[BEGIN Recorded data]

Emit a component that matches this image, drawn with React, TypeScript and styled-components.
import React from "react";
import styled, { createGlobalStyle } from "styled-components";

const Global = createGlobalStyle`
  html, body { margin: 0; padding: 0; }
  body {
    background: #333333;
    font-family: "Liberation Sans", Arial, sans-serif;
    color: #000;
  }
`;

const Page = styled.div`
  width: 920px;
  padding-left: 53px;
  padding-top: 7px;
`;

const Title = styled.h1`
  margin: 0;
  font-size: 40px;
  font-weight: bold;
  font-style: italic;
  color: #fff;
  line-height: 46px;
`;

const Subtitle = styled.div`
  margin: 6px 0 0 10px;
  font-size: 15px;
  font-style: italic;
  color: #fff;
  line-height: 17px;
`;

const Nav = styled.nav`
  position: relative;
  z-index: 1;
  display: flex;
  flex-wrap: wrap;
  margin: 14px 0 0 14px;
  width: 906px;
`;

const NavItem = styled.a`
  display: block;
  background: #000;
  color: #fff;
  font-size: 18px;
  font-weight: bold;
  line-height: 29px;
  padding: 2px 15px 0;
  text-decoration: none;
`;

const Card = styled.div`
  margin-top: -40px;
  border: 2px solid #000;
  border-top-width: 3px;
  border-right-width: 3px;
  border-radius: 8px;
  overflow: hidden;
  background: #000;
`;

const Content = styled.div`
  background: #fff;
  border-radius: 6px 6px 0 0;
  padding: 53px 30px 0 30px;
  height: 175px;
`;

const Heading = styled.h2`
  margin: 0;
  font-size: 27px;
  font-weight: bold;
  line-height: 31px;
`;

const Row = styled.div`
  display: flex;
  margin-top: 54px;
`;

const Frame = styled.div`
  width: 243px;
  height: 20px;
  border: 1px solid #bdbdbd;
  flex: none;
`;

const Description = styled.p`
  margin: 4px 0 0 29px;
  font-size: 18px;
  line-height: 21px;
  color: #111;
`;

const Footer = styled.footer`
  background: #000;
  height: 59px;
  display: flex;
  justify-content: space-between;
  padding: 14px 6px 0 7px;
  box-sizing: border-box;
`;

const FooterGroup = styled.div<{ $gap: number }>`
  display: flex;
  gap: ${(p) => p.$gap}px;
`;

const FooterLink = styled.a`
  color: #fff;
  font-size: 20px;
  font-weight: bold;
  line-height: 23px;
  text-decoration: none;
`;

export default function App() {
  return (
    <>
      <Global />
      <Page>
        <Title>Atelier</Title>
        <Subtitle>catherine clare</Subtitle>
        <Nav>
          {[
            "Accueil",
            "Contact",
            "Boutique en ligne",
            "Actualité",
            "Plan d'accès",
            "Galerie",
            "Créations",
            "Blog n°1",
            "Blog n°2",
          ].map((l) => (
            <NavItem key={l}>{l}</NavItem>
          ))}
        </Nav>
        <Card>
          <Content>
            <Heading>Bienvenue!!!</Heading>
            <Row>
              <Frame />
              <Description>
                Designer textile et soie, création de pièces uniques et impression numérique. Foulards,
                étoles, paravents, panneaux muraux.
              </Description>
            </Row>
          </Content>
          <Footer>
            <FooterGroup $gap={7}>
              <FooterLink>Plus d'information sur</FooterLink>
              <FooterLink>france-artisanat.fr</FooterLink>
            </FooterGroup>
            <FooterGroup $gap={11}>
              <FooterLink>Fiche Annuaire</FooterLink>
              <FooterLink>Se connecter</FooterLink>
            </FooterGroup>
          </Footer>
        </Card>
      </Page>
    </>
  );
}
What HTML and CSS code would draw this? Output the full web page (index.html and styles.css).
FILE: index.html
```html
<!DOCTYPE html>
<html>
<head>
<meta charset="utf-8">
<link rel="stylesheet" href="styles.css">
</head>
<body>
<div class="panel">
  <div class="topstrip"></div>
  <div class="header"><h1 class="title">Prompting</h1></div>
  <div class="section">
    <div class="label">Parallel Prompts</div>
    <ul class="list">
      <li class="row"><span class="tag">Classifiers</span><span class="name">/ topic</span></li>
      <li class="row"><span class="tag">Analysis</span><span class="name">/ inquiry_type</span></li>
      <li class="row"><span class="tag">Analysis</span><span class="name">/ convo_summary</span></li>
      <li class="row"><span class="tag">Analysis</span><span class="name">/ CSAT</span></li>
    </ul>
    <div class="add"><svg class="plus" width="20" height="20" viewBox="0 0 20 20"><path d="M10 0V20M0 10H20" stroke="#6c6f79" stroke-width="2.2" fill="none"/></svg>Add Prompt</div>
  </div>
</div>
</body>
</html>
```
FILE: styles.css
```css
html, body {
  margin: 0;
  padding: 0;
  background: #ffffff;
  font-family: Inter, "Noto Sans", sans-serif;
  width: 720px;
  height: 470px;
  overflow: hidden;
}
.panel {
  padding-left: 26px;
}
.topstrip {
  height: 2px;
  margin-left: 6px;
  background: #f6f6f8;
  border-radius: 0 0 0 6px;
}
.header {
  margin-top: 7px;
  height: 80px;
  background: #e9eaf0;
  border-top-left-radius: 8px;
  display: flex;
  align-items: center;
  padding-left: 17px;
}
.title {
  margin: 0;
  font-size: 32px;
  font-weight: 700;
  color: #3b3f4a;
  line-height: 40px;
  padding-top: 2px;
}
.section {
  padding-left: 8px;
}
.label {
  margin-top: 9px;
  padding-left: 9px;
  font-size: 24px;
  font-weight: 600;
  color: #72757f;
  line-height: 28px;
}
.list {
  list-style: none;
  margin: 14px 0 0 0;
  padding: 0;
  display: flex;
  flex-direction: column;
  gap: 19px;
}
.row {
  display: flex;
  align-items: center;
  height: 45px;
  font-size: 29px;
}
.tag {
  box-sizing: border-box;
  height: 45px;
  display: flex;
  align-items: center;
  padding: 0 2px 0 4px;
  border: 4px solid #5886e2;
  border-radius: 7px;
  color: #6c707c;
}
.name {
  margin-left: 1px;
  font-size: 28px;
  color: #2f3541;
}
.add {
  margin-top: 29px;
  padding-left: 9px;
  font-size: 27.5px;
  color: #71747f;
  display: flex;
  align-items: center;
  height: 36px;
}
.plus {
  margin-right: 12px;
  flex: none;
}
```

[END Recorded data]

Reproduce each entry exactly, leaving out nothing.

Emit a component that matches this image, drawn with React, TypeScript and styled-components.
import React from "react";
import styled, { createGlobalStyle } from "styled-components";

const Global = createGlobalStyle`
  html, body { margin: 0; padding: 0; }
  body {
    background: #333333;
    font-family: "Liberation Sans", Arial, sans-serif;
    color: #000;
  }
`;

const Page = styled.div`
  width: 920px;
  padding-left: 53px;
  padding-top: 7px;
`;

const Title = styled.h1`
  margin: 0;
  font-size: 40px;
  font-weight: bold;
  font-style: italic;
  color: #fff;
  line-height: 46px;
`;

const Subtitle = styled.div`
  margin: 6px 0 0 10px;
  font-size: 15px;
  font-style: italic;
  color: #fff;
  line-height: 17px;
`;

const Nav = styled.nav`
  position: relative;
  z-index: 1;
  display: flex;
  flex-wrap: wrap;
  margin: 14px 0 0 14px;
  width: 906px;
`;

const NavItem = styled.a`
  display: block;
  background: #000;
  color: #fff;
  font-size: 18px;
  font-weight: bold;
  line-height: 29px;
  padding: 2px 15px 0;
  text-decoration: none;
`;

const Card = styled.div`
  margin-top: -40px;
  border: 2px solid #000;
  border-top-width: 3px;
  border-right-width: 3px;
  border-radius: 8px;
  overflow: hidden;
  background: #000;
`;

const Content = styled.div`
  background: #fff;
  border-radius: 6px 6px 0 0;
  padding: 53px 30px 0 30px;
  height: 175px;
`;

const Heading = styled.h2`
  margin: 0;
  font-size: 27px;
  font-weight: bold;
  line-height: 31px;
`;

const Row = styled.div`
  display: flex;
  margin-top: 54px;
`;

const Frame = styled.div`
  width: 243px;
  height: 20px;
  border: 1px solid #bdbdbd;
  flex: none;
`;

const Description = styled.p`
  margin: 4px 0 0 29px;
  font-size: 18px;
  line-height: 21px;
  color: #111;
`;

const Footer = styled.footer`
  background: #000;
  height: 59px;
  display: flex;
  justify-content: space-between;
  padding: 14px 6px 0 7px;
  box-sizing: border-box;
`;

const FooterGroup = styled.div<{ $gap: number }>`
  display: flex;
  gap: ${(p) => p.$gap}px;
`;

const FooterLink = styled.a`
  color: #fff;
  font-size: 20px;
  font-weight: bold;
  line-height: 23px;
  text-decoration: none;
`;

export default function App() {
  return (
    <>
      <Global />
      <Page>
        <Title>Atelier</Title>
        <Subtitle>catherine clare</Subtitle>
        <Nav>
          {[
            "Accueil",
            "Contact",
            "Boutique en ligne",
            "Actualité",
            "Plan d'accès",
            "Galerie",
            "Créations",
            "Blog n°1",
            "Blog n°2",
          ].map((l) => (
            <NavItem key={l}>{l}</NavItem>
          ))}
        </Nav>
        <Card>
          <Content>
            <Heading>Bienvenue!!!</Heading>
            <Row>
              <Frame />
              <Description>
                Designer textile et soie, création de pièces uniques et impression numérique. Foulards,
                étoles, paravents, panneaux muraux.
              </Description>
            </Row>
          </Content>
          <Footer>
            <FooterGroup $gap={7}>
              <FooterLink>Plus d'information sur</FooterLink>
              <FooterLink>france-artisanat.fr</FooterLink>
            </FooterGroup>
            <FooterGroup $gap={11}>
              <FooterLink>Fiche Annuaire</FooterLink>
              <FooterLink>Se connecter</FooterLink>
            </FooterGroup>
          </Footer>
        </Card>
      </Page>
    </>
  );
}
What HTML and CSS code would draw this? Output the full web page (index.html and styles.css).
FILE: index.html
```html
<!DOCTYPE html>
<html>
<head>
<meta charset="utf-8">
<link rel="stylesheet" href="styles.css">
</head>
<body>
<div class="panel">
  <div class="topstrip"></div>
  <div class="header"><h1 class="title">Prompting</h1></div>
  <div class="section">
    <div class="label">Parallel Prompts</div>
    <ul class="list">
      <li class="row"><span class="tag">Classifiers</span><span class="name">/ topic</span></li>
      <li class="row"><span class="tag">Analysis</span><span class="name">/ inquiry_type</span></li>
      <li class="row"><span class="tag">Analysis</span><span class="name">/ convo_summary</span></li>
      <li class="row"><span class="tag">Analysis</span><span class="name">/ CSAT</span></li>
    </ul>
    <div class="add"><svg class="plus" width="20" height="20" viewBox="0 0 20 20"><path d="M10 0V20M0 10H20" stroke="#6c6f79" stroke-width="2.2" fill="none"/></svg>Add Prompt</div>
  </div>
</div>
</body>
</html>
```
FILE: styles.css
```css
html, body {
  margin: 0;
  padding: 0;
  background: #ffffff;
  font-family: Inter, "Noto Sans", sans-serif;
  width: 720px;
  height: 470px;
  overflow: hidden;
}
.panel {
  padding-left: 26px;
}
.topstrip {
  height: 2px;
  margin-left: 6px;
  background: #f6f6f8;
  border-radius: 0 0 0 6px;
}
.header {
  margin-top: 7px;
  height: 80px;
  background: #e9eaf0;
  border-top-left-radius: 8px;
  display: flex;
  align-items: center;
  padding-left: 17px;
}
.title {
  margin: 0;
  font-size: 32px;
  font-weight: 700;
  color: #3b3f4a;
  line-height: 40px;
  padding-top: 2px;
}
.section {
  padding-left: 8px;
}
.label {
  margin-top: 9px;
  padding-left: 9px;
  font-size: 24px;
  font-weight: 600;
  color: #72757f;
  line-height: 28px;
}
.list {
  list-style: none;
  margin: 14px 0 0 0;
  padding: 0;
  display: flex;
  flex-direction: column;
  gap: 19px;
}
.row {
  display: flex;
  align-items: center;
  height: 45px;
  font-size: 29px;
}
.tag {
  box-sizing: border-box;
  height: 45px;
  display: flex;
  align-items: center;
  padding: 0 2px 0 4px;
  border: 4px solid #5886e2;
  border-radius: 7px;
  color: #6c707c;
}
.name {
  margin-left: 1px;
  font-size: 28px;
  color: #2f3541;
}
.add {
  margin-top: 29px;
  padding-left: 9px;
  font-size: 27.5px;
  color: #71747f;
  display: flex;
  align-items: center;
  height: 36px;
}
.plus {
  margin-right: 12px;
  flex: none;
}
```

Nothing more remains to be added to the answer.